Tyrannosaur, on first viewing, immediately brings to mind another directorial debut by an acclaimed actor, namely Gary Oldman's Nil By Mouth. The crisis of masculinity, the victimisation of women in domestic settings, incremental brutalisation of children, and penchant for violence among certain kinds of weak-willed men are all overlapping themes. The graphic representation of these themes in visual terms is also common to both films. And finally, both contain outstanding performances from their cast.

But writer/director Paddy Considine brings his own stamp to this project in his bold portrayal of an odd couple fleetingly driven together in extreme circumstances. Joseph is a self-loathing, hard-drinking loner, haunted by past failures, particularly in regard to his wife, whom he hit. He tries to make up for his character failings with displays of loyalty to a dying friend. It smacks of too little too late.

Hannah is a devout Christian who works in a Charity Shop during the day, and enjoys a large glass of rioja at night. Her faith is built on less stable foundations than Joseph assumes when they first meet. His attack on her character may well prove to be the last abusive act of his life, such is the scale of regret it will bring in the long-term.

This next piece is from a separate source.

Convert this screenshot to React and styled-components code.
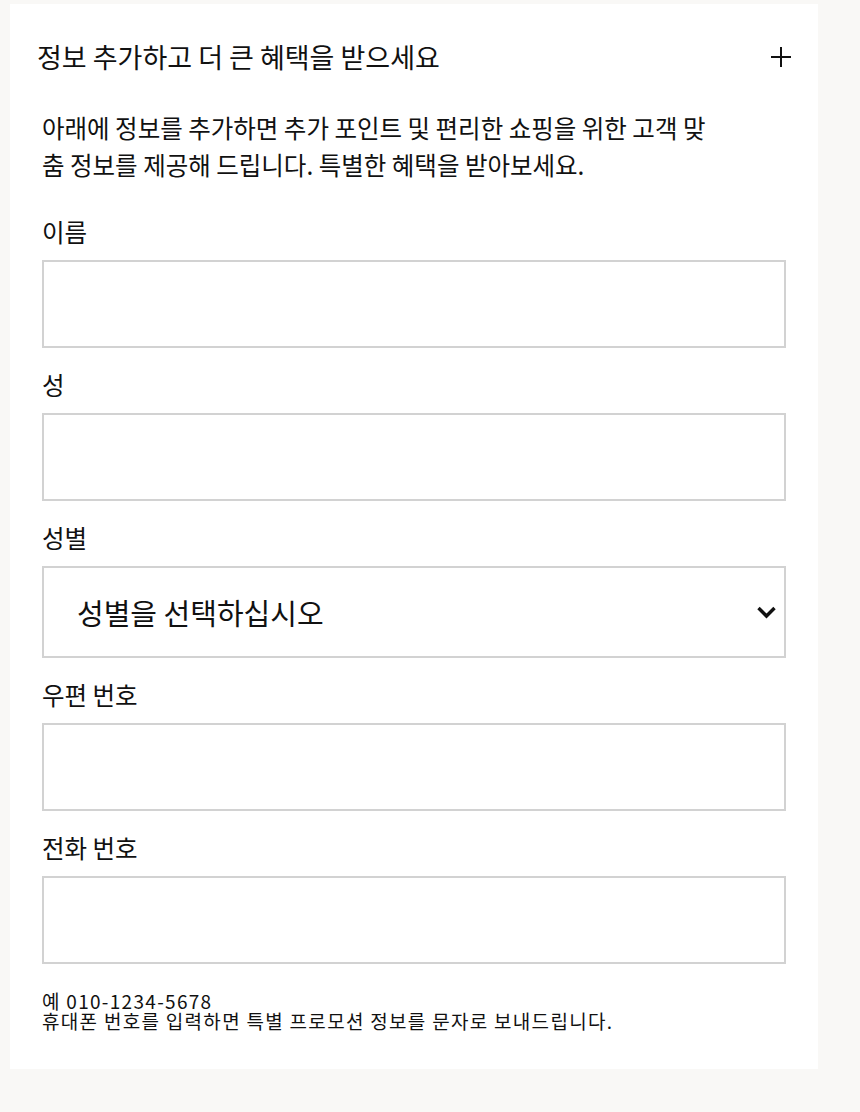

Peter Mullan as Joseph is convincingly lost, playing a character removed by only a few degrees from the father he portrays in Neds. Olivia Colman is simply immense as Hannah, a brittle front easily broached by Joseph's bile, unleashing a fear and unhinged reaction that even the volatile Joseph struggles to comprehend. In between there is a touching vulnerability and unnerving humanity. Eddie Marsan, as the depraved James, once again proves why he is fast becoming Britain's preeminent character actor.

This is character-driven social realist film-making to a certain extent, though there is a prominent three-act structure, exhibited more than in most films of the type, including a quite shocking but satisfying 'surprise' at the end. Tyrannosaur forces you to think about how we treat each other, and about the lives unraveling around us that we choose to turn a blind eye to. A mature debut from Considine, who sets a very high bar for himself.